I kinda disagree with yesterday-me on how important these arguments are. I’m not entirely sure why. I think writing out this post helped me see how limited they are, and decision-relevant evidence related to specific cases will likely overwhelm them. But anyway:
Clarification
I don’t try to argue the object-level. I’m instead suggesting reasons why direct work could be a higher priority under a greater range of uncertainty than people might think.
If this is true, it doesn’t necessarily mean that people should deprioritise forecasting. But it does mean that if your estimates are already within the range where direct work is higher priority, and expected evidence seems unlikely to shift estimates out of that range, then forecasting is marginally wastefwl.
The Future Fund’s estimates and resilience (or that of a large part of the community) might not be within that range, however. In which case they should probably prioritise forecasting.
I’m only saying “if you think this, then that”. The arguments could still be valid (and therefore potentially usefwl), even if the premises don’t hold in specific cases.
I’m not saying “forecasting is wastefwl”, I’m saying “here are some reasons that may help you analyse”. My opinions shouldn’t matter to the value of the post, since I explicitly say that people shouldn’t defer to me.
The arguments are entirely filtered for anti-forecasting, because I expect people to already be aware of the pro-forecasting arguments I currently have on offer, and I only wish to provide tools that they may not already have.
Role-based socioepistemology, and “forecasters” vs “explorers”
I’m supposed to try to figure out what a good research community looks like, and that will involve different people filling different roles. I believe there are tangible methodological differences between optimal forecasting and optimal exploring, and I want to refine my model of what those differences are.
When I talk about “forecasters”, it’s usually because I want to contrast that with what I think good methodologies for “explorers” are. Truth is, I have no idea how to do good forecasting, so it usually ends up being rather strawman-ish.
When I say “explorer” I think of people like V.S. Ramachandran, Feynman, Kary Mullis, and people who aren’t afraid of being wrong a bunch in order to be extremely right on occasion.
Whereas forecasters need to produce work that people can safely defer to and use for prioritising between consequential decisions, so the negative impact of being wrong are much greater.
Exploring helps forecasting more than the other way around
The way I usually update my estimates on the importance of doing X (e.g. animal advocacy or AI alignment) is by spending most of my time actually doing X and thereby learning how worthwhile it is.
If X hits diminishing returns, or I uncover evidence that reduces my confidence in X, then I’ll spend more resources trying to look for alternative paths.
This way, I still get evidence related to prioritisation and forecasting, but I also make progress on object-level projects.
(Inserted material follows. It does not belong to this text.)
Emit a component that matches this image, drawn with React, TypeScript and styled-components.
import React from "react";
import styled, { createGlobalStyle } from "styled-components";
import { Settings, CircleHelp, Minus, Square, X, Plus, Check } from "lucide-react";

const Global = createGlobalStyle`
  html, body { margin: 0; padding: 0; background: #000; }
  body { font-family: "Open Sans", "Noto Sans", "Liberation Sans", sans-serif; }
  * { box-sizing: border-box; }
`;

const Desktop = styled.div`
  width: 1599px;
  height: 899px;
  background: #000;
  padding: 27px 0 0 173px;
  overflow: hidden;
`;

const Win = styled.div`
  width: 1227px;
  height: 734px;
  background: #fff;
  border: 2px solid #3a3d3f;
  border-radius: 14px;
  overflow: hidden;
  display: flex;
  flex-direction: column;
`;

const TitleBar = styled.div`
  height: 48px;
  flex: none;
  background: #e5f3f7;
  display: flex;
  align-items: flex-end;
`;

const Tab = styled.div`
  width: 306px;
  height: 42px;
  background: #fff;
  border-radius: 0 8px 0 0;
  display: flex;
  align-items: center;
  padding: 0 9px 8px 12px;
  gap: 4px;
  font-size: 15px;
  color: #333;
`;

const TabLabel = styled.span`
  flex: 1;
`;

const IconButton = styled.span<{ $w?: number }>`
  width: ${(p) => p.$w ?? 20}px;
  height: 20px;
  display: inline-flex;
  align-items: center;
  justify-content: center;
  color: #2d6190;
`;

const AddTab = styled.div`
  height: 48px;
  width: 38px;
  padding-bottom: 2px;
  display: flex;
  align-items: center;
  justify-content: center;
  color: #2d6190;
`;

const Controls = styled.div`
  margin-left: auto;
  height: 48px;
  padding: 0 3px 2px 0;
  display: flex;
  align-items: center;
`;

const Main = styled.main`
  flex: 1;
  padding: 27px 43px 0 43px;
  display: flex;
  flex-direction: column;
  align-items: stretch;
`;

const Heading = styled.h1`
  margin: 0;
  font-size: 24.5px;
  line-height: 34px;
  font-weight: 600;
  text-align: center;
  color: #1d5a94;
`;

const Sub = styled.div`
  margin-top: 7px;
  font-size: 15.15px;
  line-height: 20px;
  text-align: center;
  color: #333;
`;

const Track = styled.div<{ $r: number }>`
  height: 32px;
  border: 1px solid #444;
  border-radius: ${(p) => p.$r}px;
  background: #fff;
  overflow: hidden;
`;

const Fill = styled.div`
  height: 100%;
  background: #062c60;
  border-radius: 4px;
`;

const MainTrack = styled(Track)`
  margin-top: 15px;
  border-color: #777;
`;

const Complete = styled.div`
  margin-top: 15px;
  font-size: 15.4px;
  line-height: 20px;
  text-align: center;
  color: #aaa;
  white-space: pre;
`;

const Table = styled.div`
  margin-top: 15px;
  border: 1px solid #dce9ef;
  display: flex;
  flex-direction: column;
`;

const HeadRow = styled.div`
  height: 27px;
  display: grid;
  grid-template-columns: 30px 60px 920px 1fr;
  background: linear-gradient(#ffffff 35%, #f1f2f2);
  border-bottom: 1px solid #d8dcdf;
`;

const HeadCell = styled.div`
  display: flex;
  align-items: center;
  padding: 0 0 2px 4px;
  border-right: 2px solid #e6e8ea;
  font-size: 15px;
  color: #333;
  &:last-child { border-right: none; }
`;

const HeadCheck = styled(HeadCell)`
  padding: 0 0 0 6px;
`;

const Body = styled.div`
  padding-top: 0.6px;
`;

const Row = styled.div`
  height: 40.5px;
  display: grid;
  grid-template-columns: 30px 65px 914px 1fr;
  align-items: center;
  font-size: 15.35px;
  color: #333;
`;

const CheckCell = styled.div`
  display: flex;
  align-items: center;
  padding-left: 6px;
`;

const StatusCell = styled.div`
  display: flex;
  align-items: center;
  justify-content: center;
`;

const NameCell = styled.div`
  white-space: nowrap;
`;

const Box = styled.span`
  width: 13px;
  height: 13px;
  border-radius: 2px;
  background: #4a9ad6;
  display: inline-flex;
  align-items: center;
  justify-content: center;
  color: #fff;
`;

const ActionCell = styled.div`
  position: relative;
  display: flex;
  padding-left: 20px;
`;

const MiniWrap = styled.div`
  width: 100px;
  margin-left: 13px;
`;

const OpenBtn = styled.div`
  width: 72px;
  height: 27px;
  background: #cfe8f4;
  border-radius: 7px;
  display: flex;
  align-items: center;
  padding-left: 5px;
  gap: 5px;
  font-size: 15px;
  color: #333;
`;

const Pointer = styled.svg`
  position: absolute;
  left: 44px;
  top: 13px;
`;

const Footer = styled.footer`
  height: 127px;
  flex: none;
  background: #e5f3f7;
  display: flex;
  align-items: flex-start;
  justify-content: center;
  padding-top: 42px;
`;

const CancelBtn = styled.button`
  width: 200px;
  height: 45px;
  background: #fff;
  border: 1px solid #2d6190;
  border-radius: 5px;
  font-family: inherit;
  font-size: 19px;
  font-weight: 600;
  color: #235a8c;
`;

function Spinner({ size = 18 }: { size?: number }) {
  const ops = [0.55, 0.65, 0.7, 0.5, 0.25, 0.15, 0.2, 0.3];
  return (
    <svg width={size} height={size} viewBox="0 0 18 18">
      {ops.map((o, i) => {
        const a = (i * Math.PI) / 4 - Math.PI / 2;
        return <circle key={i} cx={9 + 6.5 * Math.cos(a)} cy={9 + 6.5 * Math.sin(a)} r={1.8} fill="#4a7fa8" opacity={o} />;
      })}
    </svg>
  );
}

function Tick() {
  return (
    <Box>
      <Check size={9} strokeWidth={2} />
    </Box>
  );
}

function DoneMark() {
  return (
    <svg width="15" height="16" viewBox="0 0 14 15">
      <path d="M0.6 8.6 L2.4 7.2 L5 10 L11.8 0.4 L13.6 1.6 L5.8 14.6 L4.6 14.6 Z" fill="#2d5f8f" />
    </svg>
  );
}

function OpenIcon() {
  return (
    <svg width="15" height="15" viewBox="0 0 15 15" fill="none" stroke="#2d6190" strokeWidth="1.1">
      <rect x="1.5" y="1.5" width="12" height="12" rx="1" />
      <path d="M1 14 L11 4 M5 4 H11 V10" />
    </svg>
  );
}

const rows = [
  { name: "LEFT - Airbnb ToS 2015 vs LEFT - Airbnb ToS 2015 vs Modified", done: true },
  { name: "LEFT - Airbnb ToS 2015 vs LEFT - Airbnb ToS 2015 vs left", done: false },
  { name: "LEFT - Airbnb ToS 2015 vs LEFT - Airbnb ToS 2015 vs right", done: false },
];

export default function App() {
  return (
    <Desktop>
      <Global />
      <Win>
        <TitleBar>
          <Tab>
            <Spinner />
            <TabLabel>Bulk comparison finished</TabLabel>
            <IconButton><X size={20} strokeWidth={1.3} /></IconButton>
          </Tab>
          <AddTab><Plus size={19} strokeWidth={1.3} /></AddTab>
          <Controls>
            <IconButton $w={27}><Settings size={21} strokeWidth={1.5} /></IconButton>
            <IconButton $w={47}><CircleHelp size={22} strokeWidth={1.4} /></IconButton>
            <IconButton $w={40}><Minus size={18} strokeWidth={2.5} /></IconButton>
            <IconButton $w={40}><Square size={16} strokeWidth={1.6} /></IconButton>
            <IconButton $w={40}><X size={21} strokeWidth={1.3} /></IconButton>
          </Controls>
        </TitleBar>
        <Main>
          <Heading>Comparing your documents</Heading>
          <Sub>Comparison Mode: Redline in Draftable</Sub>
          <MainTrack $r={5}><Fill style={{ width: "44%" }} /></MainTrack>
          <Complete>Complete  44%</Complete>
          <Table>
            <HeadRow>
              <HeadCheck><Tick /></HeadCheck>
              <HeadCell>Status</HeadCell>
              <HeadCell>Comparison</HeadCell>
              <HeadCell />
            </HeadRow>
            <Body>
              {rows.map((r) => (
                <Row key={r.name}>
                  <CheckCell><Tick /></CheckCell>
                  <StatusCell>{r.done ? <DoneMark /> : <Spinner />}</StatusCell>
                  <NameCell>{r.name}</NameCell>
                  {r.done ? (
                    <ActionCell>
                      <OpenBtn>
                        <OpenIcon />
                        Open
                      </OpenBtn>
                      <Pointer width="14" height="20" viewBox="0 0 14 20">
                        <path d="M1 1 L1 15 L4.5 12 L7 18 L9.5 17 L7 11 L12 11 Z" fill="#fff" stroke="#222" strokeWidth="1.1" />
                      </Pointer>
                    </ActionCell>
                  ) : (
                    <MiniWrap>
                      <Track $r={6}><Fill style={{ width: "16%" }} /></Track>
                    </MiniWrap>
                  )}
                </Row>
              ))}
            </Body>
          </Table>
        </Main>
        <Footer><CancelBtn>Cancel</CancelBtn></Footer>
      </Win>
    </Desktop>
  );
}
The forecasting-related flow of information from project-execution is often sufficient that I don’t need to spend much time explicitly forecasting.
(I realise the terms are insufficiently well-defined, but hopefwly I communicate my intention.)
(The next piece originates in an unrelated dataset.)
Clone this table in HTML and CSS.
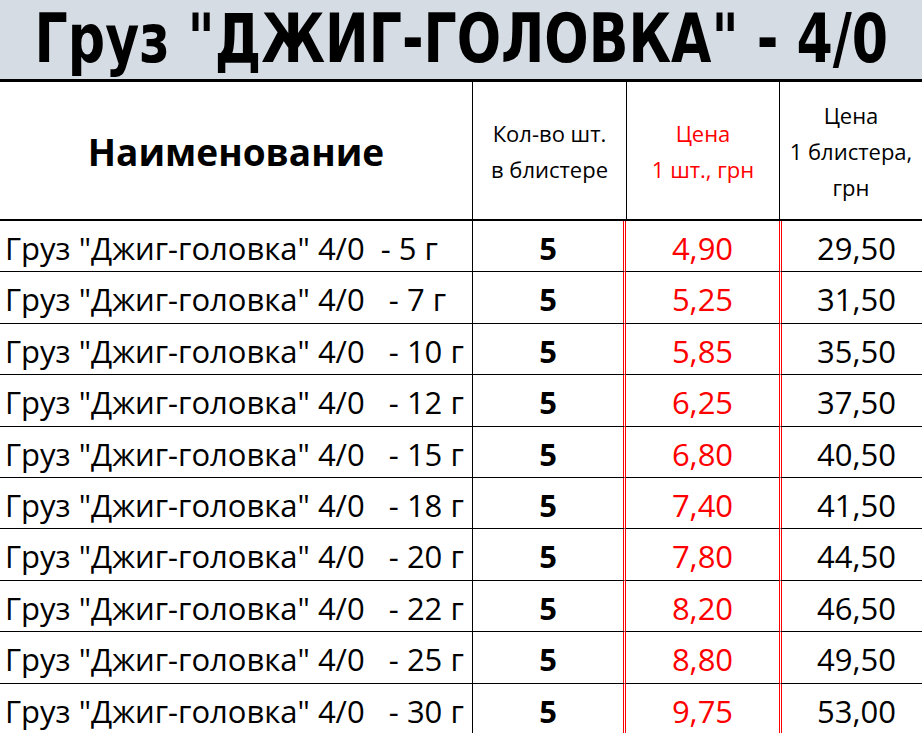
FILE: index.html
```html
<!DOCTYPE html>
<html lang="ru">
<head>
<meta charset="utf-8">
<link rel="stylesheet" href="styles.css">
</head>
<body>
<div class="title"><span class="title-text">Груз "ДЖИГ-ГОЛОВКА" - 4/0</span></div>
<table class="price">
  <colgroup>
    <col class="c-name"><col class="c-qty"><col class="c-unit"><col class="c-pack">
  </colgroup>
  <thead>
    <tr>
      <th class="h-name">Наименование</th>
      <th class="h-small">Кол-во шт.<br>в блистере</th>
      <th class="h-small red">Цена<br>1 шт., грн</th>
      <th class="h-small">Цена<br>1 блистера,<br>грн</th>
    </tr>
  </thead>
  <tbody>
    <tr><td class="name">Груз "Джиг-головка" 4/0&nbsp; - 5 г</td><td class="qty">5</td><td class="unit">4,90</td><td class="pack">29,50</td></tr>
    <tr><td class="name">Груз "Джиг-головка" 4/0&nbsp;&nbsp; - 7 г</td><td class="qty">5</td><td class="unit">5,25</td><td class="pack">31,50</td></tr>
    <tr><td class="name">Груз "Джиг-головка" 4/0&nbsp;&nbsp; - 10 г</td><td class="qty">5</td><td class="unit">5,85</td><td class="pack">35,50</td></tr>
    <tr><td class="name">Груз "Джиг-головка" 4/0&nbsp;&nbsp; - 12 г</td><td class="qty">5</td><td class="unit">6,25</td><td class="pack">37,50</td></tr>
    <tr><td class="name">Груз "Джиг-головка" 4/0&nbsp;&nbsp; - 15 г</td><td class="qty">5</td><td class="unit">6,80</td><td class="pack">40,50</td></tr>
    <tr><td class="name">Груз "Джиг-головка" 4/0&nbsp;&nbsp; - 18 г</td><td class="qty">5</td><td class="unit">7,40</td><td class="pack">41,50</td></tr>
    <tr><td class="name">Груз "Джиг-головка" 4/0&nbsp;&nbsp; - 20 г</td><td class="qty">5</td><td class="unit">7,80</td><td class="pack">44,50</td></tr>
    <tr><td class="name">Груз "Джиг-головка" 4/0&nbsp;&nbsp; - 22 г</td><td class="qty">5</td><td class="unit">8,20</td><td class="pack">46,50</td></tr>
    <tr><td class="name">Груз "Джиг-головка" 4/0&nbsp;&nbsp; - 25 г</td><td class="qty">5</td><td class="unit">8,80</td><td class="pack">49,50</td></tr>
    <tr><td class="name">Груз "Джиг-головка" 4/0&nbsp;&nbsp; - 30 г</td><td class="qty">5</td><td class="unit">9,75</td><td class="pack">53,00</td></tr>
  </tbody>
</table>
</body>
</html>
```
FILE: styles.css
```css
html, body {
  margin: 0;
  padding: 0;
  background: #fff;
}
body {
  width: 922px;
  height: 733px;
  overflow: hidden;
  font-family: "Open Sans", "Noto Sans", sans-serif;
  color: #000;
}
.title {
  height: 79px;
  background: #d6dce4;
  border-bottom: 3px solid #000;
  display: flex;
  justify-content: center;
  align-items: center;
  white-space: nowrap;
  overflow: hidden;
}
.title-text {
  flex: none;
  line-height: 79px;
  font-family: "DejaVu Sans Condensed", "DejaVu Sans", sans-serif;
  font-weight: bold;
  font-size: 67px;
  transform: scaleX(0.865);
}
.price {
  width: 922px;
  border-collapse: separate;
  border-spacing: 0;
  table-layout: fixed;
}
.c-name { width: 472px; }
.c-qty { width: 154px; }
.c-unit { width: 153px; }
.c-pack { width: 143px; }

thead th {
  height: 135px;
  padding: 0;
  border-bottom: 2px solid #000;
  font-weight: normal;
  vertical-align: middle;
  text-align: center;
}
thead th + th { border-left: 1px solid #000; }
thead th.h-name {
  font-size: 37px;
  font-weight: bold;
  padding-top: 2px;
}
.h-small {
  font-size: 22px;
  line-height: 36px;
}
.red { color: #ff0000; }

tbody td {
  height: 46.4px;
  padding: 4px 0 0 0;
  border-bottom: 1px solid #000;
  vertical-align: top;
  font-size: 31px;
  line-height: 46px;
  white-space: nowrap;
  overflow: hidden;
}
tbody td.name {
  padding-left: 5px;
}
tbody td.qty {
  text-align: center;
  font-weight: bold;
  border-left: 1px solid #000;
  border-right: 3px double #ff0000;
}
tbody td.unit {
  text-align: center;
  color: #ff0000;
}
tbody td.pack {
  text-align: right;
  padding-right: 26px;
  border-left: 3px double #ff0000;
}
```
It seems plausible that if something like this algorithm is widely adopted in the community, we not only make progress on important projects faster, but we also uncover more evidence related to prioritisation and forecasting.
Related:
AGI Timelines Are Mostly Not Strategically Relevant To Alignment
Why AGI Timeline Research/Discourse Might Be Overrated
See also lively discussions in the comments section for both.
Thanks a lot : )
(Honestly just posting comments on posts linking to relevant stuff you can think of is both cheap and decent value.)